Here’s how it works: every single person collects a check from the government each month. A check that is enough to cover the basics: food & water, clothing, shelter, health care and education. (Unfortunately the cost of those electric icicles that hang off the roof and look terrible during the day, but lovely at night are not included. I mean, we have to draw the line somewhere.)

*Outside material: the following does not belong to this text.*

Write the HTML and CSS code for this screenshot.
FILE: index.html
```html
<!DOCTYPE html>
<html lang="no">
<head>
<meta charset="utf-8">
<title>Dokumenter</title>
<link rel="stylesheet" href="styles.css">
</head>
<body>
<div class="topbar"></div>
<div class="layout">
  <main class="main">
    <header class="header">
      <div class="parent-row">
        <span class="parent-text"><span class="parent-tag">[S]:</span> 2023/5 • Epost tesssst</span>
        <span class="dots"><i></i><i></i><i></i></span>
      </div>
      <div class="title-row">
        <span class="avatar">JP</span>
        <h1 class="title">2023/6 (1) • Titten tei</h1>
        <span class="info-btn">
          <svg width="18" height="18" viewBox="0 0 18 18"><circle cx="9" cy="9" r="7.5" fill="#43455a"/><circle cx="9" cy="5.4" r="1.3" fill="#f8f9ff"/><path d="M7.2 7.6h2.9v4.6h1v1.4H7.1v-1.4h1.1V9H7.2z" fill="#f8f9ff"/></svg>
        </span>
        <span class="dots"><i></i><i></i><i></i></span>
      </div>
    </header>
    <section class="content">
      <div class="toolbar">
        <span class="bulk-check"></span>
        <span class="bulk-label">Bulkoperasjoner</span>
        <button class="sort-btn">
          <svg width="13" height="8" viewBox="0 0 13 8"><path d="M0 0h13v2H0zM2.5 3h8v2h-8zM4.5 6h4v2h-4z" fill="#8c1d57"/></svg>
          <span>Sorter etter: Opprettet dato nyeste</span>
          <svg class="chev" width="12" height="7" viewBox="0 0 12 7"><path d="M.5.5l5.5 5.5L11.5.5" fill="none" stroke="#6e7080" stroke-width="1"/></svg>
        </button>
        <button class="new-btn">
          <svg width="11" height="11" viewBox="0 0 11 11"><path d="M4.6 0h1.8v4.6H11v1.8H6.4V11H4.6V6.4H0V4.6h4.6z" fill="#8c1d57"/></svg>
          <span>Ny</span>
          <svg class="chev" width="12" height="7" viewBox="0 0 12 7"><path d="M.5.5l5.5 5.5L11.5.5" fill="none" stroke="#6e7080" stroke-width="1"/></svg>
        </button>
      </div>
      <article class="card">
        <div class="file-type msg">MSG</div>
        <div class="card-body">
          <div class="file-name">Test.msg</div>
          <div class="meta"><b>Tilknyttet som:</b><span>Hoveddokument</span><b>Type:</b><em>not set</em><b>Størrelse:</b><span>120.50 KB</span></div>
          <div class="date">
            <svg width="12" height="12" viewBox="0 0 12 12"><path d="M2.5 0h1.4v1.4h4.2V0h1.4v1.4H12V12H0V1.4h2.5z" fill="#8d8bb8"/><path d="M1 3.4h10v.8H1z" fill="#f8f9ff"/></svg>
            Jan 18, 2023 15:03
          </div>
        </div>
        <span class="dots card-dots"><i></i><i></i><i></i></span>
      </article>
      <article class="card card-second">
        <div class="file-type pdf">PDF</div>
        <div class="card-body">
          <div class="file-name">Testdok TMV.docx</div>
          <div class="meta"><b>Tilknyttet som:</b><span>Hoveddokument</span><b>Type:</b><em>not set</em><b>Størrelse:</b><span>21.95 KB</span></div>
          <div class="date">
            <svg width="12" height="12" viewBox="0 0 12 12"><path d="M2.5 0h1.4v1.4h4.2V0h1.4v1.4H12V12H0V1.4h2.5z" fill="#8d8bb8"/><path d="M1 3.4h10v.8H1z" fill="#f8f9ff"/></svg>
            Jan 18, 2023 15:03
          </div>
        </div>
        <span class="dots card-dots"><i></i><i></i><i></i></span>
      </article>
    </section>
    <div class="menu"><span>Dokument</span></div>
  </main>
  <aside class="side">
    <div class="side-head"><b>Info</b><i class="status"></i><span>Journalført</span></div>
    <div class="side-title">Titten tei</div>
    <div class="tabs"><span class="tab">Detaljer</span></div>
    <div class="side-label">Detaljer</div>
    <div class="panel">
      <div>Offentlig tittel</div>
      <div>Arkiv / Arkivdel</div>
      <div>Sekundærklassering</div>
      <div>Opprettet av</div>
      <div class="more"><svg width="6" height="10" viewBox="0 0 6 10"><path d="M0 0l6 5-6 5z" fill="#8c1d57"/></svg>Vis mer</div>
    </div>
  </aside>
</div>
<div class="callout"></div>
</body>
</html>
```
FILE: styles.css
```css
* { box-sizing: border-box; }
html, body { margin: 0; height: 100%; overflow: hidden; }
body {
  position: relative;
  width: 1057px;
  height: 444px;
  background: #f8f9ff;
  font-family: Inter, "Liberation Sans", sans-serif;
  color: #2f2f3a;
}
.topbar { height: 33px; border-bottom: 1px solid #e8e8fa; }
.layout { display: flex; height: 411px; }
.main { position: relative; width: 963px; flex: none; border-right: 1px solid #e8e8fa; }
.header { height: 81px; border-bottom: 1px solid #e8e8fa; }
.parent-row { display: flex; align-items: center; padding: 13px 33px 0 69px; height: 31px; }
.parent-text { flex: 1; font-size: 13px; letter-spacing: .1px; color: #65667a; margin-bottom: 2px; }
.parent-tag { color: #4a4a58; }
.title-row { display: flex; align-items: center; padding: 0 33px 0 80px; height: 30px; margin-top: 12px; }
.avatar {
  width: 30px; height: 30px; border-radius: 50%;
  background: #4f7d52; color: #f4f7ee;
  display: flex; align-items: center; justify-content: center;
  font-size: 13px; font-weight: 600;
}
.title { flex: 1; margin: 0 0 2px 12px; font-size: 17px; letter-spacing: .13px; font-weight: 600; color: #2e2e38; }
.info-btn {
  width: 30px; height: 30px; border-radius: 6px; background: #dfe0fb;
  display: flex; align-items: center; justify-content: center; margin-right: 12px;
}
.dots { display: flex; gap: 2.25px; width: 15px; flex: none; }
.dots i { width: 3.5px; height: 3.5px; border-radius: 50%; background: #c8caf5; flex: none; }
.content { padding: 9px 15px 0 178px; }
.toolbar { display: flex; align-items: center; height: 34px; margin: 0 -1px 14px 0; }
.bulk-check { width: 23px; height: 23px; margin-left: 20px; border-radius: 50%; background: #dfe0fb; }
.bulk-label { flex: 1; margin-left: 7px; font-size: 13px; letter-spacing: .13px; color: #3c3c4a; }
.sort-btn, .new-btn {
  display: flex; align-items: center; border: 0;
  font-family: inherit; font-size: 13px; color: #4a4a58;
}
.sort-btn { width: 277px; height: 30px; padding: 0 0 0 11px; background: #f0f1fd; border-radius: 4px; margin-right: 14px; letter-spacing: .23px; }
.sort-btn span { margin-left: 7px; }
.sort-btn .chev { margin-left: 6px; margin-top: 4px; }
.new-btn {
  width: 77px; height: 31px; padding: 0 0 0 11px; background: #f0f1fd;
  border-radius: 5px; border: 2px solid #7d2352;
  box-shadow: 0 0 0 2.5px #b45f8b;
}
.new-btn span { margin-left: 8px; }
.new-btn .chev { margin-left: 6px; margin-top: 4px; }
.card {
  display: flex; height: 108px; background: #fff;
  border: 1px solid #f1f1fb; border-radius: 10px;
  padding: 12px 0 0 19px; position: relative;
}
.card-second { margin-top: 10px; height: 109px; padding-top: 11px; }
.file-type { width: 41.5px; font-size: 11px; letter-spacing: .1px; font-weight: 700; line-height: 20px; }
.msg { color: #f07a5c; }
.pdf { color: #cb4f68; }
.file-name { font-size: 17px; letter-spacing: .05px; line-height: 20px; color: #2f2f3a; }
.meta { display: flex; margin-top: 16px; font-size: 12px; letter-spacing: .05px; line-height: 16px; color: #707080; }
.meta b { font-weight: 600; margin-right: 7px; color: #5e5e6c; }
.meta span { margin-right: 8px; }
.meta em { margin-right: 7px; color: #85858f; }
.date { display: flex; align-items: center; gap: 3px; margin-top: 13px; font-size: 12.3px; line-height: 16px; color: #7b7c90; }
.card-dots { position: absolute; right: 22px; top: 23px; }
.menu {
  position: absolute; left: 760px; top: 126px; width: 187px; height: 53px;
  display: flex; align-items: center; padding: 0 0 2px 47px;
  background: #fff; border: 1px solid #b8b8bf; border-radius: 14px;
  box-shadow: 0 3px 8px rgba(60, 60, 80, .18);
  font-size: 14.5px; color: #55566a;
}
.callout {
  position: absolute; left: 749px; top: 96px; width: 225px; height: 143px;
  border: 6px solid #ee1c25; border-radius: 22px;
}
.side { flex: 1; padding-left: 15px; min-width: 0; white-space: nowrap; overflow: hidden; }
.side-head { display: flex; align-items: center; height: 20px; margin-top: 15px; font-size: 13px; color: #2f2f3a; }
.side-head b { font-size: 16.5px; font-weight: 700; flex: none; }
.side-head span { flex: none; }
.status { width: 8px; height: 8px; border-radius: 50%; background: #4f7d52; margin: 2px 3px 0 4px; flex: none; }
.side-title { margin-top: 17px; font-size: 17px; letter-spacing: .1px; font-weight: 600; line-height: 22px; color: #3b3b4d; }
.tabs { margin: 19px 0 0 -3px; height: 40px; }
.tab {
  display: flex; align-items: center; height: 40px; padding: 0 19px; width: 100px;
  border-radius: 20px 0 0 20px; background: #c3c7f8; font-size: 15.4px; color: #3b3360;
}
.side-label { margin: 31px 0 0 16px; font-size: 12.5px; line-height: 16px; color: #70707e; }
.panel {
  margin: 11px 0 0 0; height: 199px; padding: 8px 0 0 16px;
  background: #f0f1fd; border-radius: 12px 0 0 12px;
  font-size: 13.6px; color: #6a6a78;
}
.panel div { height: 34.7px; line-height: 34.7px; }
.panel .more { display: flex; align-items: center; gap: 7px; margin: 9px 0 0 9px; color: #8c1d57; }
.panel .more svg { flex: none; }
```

"Boom!" As my friend Taryne likes to say. That’s it. It’s not welfare because it goes to everyone, even cute little billionaires who don’t need it (although if they are as wealthy in character they’ll donate theirs… my opinion.) People will still go to work because humans like to be productive and useful, and because we still have to buy Christmas lights. It will eliminate homelessness and school lunchmeat. A huge lot of our problems solved with one little act; problems like crime, domestic violence and child hunger. Not to mention the increase in artists, acrobats and tinkers because people won’t have to take a middle-management-soul-killing job unless they want to. The creativity level would soar. And instead of teaching our children how to sit still for eight hours at a time, we could encourage them to find and follow their dreams. Oh- and I almost forgot, corporations do not receive the stipend. No matter what. “That’s it. It’s in the books.” -UB

Where does all the money come from, you ask? Easy, it comes from us; between our taxes and our spending (through corporations’ taxes) there’s more than enough to go around. We just need to cut into the enormous pie that is the defense budget. Yep, I said it. We have to stop a few Greedy Guts who are currently gorging themselves at the Mad Hatter’s table of American government.

Locally, we could get started on a smaller scale… maybe in the form of free trash/recycling removal, or an open tab at the Pour House on Last Saturdays. Whaddya say Carbondale Trustees: how about an incentive program for regular folks to remain in Carbondale? Because, let’s face it, they’re why this town was so flippin charming in the first place.